____ Task input
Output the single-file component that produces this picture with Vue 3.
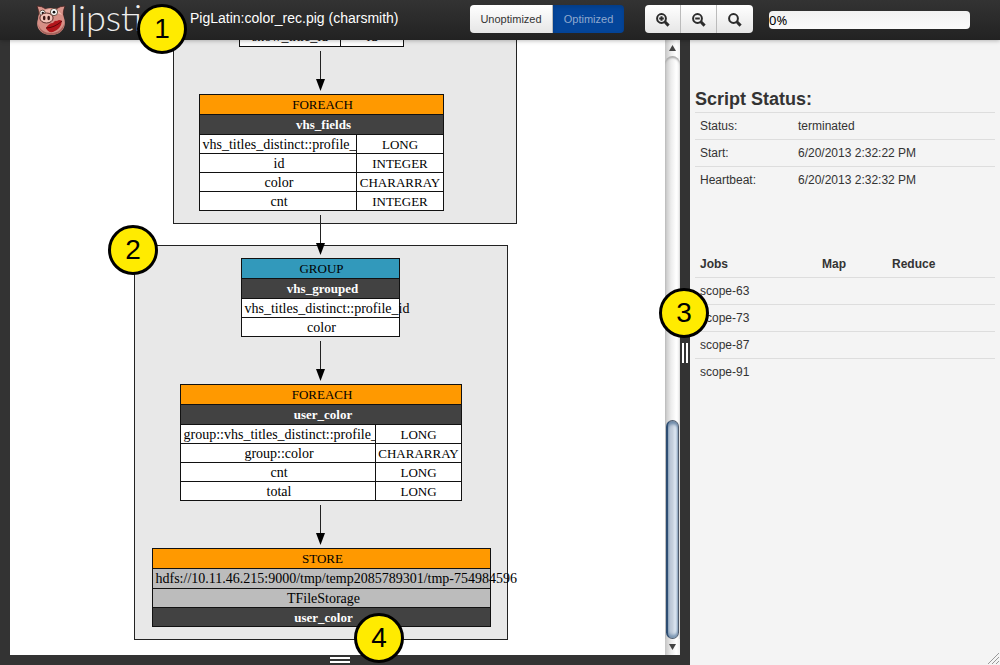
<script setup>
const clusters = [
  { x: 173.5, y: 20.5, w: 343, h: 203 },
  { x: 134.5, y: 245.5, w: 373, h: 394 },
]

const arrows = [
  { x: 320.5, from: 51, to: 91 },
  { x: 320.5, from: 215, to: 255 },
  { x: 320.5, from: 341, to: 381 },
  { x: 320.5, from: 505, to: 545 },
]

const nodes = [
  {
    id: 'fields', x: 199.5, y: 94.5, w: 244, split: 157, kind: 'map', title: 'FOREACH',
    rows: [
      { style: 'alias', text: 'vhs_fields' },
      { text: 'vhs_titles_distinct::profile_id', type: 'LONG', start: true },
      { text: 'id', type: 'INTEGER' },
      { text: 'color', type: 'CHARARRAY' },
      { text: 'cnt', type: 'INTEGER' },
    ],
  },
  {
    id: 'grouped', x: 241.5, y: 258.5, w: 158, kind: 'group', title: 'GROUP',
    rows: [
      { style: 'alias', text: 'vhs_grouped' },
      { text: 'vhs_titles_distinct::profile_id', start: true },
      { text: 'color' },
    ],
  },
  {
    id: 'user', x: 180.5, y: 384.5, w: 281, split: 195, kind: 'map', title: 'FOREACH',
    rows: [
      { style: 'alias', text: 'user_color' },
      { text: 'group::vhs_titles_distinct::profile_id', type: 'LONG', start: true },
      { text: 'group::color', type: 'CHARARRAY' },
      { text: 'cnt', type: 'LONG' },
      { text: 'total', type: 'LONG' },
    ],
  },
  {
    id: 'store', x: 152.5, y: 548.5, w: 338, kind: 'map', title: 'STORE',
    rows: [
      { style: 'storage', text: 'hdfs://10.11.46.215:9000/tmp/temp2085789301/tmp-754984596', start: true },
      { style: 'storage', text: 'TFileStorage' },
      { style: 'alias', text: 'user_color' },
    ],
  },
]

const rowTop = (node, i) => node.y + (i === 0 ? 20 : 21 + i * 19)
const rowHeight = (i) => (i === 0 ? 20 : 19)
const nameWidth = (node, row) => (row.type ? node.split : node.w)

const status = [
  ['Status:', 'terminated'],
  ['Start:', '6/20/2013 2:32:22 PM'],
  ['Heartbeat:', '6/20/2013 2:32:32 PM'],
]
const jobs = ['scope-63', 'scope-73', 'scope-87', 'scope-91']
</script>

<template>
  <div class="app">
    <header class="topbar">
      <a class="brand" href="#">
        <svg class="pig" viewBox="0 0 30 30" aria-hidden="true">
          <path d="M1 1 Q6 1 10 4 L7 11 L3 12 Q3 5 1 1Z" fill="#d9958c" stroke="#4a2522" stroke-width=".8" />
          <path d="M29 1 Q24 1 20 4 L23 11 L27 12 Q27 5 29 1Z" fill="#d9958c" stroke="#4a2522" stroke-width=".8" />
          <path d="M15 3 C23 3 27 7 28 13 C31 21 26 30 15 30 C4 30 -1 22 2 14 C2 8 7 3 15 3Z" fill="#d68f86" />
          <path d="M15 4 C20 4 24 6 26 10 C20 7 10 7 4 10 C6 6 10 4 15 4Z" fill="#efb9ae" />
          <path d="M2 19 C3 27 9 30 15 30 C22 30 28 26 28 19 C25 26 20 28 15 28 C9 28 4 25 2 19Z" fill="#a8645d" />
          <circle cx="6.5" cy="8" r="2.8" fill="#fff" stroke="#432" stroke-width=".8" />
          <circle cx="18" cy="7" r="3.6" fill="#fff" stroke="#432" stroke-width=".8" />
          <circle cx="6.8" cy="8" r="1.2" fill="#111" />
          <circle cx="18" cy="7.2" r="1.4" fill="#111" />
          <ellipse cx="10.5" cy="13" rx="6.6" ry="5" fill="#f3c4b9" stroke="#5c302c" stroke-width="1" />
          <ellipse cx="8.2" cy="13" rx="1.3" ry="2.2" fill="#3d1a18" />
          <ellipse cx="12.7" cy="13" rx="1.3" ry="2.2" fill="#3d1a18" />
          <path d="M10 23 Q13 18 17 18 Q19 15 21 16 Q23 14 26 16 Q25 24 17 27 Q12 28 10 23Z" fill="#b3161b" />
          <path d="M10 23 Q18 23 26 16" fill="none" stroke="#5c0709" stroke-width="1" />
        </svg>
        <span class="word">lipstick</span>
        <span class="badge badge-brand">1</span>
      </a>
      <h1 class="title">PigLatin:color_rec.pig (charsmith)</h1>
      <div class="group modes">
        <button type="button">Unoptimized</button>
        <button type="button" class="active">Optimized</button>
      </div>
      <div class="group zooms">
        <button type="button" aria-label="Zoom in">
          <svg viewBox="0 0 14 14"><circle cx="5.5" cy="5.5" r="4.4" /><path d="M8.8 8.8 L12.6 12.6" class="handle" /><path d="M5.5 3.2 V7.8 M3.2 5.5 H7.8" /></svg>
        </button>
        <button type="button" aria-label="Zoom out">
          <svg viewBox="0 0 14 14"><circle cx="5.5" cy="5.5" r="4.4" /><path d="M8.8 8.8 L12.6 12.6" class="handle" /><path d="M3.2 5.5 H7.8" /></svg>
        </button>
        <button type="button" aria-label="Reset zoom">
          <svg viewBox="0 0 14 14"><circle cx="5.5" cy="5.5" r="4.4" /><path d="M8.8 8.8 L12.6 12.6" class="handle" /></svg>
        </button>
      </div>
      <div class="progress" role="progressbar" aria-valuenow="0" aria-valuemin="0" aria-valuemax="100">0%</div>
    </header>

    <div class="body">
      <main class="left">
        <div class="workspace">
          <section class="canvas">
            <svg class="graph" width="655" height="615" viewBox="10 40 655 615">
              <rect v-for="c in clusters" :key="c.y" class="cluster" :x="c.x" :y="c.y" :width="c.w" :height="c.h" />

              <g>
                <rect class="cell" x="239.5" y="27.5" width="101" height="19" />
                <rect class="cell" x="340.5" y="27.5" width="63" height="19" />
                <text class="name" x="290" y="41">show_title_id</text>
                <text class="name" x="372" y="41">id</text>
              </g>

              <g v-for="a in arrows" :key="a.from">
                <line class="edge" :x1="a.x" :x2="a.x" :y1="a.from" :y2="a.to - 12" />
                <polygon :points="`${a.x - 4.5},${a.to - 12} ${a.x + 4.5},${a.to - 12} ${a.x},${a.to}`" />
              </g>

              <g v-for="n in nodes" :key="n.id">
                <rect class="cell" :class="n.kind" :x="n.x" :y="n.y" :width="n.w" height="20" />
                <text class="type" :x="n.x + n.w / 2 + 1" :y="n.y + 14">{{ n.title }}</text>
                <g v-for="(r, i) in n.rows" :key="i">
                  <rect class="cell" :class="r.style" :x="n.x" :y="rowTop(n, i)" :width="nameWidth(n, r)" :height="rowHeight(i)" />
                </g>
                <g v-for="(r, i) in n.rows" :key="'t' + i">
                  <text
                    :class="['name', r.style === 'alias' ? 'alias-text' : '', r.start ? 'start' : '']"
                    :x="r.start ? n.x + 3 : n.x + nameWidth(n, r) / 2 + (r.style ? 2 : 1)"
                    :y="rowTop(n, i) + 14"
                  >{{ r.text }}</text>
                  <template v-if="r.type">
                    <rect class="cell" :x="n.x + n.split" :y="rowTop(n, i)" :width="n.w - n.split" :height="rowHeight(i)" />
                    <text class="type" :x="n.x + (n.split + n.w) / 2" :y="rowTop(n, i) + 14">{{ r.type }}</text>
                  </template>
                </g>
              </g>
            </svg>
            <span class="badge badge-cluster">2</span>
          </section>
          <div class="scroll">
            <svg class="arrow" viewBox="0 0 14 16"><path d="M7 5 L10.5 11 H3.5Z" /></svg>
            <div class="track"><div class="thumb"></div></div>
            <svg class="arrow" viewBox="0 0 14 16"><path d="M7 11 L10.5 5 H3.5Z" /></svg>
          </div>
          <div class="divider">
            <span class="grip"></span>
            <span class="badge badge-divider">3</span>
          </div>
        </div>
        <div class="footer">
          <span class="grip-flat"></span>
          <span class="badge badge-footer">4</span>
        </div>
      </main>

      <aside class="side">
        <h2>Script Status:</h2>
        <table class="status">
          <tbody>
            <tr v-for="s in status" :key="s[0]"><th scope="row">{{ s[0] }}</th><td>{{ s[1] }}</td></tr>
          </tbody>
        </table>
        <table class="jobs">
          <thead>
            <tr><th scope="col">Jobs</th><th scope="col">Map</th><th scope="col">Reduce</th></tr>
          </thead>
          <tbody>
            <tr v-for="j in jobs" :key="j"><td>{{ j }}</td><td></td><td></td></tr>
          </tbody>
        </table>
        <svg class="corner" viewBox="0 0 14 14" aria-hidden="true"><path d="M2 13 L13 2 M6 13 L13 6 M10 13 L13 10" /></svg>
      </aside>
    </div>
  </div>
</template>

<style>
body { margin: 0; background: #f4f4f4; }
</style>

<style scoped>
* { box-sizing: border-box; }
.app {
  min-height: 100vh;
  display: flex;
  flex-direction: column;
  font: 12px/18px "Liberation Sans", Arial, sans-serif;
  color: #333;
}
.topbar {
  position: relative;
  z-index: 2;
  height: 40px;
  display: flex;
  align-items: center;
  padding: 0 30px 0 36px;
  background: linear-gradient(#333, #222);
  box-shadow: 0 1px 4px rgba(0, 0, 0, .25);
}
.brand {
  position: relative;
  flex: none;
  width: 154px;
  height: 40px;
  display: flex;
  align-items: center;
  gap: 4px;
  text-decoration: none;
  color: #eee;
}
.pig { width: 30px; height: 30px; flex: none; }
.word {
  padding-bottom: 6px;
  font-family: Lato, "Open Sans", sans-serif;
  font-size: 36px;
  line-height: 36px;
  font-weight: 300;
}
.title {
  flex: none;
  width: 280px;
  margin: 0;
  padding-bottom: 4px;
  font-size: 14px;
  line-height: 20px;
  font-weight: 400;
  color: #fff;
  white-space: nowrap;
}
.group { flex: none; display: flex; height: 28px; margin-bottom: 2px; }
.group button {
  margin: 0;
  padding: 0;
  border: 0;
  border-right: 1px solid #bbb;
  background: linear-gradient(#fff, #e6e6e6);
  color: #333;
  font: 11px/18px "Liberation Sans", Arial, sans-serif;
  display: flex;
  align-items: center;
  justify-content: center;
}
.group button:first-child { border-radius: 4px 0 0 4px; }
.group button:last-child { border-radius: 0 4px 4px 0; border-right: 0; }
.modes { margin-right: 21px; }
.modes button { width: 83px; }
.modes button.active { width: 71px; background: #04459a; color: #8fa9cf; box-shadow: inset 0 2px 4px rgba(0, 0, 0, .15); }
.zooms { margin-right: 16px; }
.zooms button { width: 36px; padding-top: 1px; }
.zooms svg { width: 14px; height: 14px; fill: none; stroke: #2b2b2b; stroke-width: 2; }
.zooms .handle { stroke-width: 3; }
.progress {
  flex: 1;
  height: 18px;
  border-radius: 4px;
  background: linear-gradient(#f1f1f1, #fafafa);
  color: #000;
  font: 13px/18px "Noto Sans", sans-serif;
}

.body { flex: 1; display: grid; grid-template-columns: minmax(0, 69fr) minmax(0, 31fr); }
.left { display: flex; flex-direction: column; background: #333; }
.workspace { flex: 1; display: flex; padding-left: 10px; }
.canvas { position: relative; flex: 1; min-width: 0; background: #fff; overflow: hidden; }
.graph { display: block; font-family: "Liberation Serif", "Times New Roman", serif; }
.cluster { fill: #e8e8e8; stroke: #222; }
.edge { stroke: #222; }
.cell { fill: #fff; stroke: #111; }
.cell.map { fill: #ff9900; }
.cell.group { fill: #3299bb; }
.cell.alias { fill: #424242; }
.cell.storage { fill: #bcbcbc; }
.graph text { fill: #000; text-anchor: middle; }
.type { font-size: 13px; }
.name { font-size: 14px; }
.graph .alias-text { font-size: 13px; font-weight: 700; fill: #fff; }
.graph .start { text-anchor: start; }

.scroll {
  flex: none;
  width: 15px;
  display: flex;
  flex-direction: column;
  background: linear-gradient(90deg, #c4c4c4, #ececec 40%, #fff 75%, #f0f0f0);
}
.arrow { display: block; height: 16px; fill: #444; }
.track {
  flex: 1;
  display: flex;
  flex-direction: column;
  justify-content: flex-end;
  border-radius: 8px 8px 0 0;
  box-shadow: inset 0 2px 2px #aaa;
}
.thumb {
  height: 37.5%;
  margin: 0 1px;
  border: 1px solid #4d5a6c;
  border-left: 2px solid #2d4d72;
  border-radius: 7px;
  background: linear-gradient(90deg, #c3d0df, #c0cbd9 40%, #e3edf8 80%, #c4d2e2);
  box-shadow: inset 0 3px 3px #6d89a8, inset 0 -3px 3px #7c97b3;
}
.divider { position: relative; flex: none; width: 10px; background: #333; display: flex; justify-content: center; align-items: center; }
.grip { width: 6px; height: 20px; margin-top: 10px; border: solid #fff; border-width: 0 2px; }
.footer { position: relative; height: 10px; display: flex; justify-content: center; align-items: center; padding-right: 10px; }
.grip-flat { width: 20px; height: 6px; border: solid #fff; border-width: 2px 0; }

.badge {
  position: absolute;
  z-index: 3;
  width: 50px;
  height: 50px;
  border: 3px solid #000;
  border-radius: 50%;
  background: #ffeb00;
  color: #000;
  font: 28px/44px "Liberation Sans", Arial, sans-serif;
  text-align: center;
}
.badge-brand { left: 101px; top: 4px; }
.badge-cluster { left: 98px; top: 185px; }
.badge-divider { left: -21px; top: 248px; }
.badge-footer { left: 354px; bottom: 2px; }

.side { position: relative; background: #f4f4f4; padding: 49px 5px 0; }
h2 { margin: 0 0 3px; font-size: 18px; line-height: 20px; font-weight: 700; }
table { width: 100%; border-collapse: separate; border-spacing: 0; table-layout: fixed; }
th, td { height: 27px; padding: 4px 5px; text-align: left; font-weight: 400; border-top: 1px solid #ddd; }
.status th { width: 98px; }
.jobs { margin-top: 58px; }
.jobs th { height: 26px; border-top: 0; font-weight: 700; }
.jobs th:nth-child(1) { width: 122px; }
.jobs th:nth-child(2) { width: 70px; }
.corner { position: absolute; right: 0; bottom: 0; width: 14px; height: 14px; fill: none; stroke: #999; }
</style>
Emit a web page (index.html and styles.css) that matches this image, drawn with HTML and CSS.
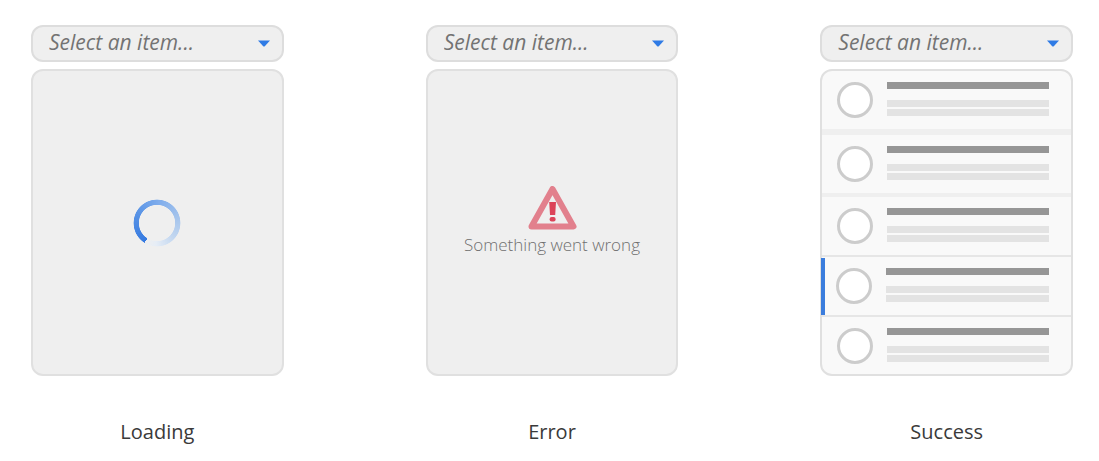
________
# [Exercise directions]
Using the listing above, locate the lines that hold "this" and copy each one.

# [Answer below]
Output the single-file component that produces this picture with Vue 3.
Emit a web page (index.html and styles.css) that matches this image, drawn with HTML and CSS.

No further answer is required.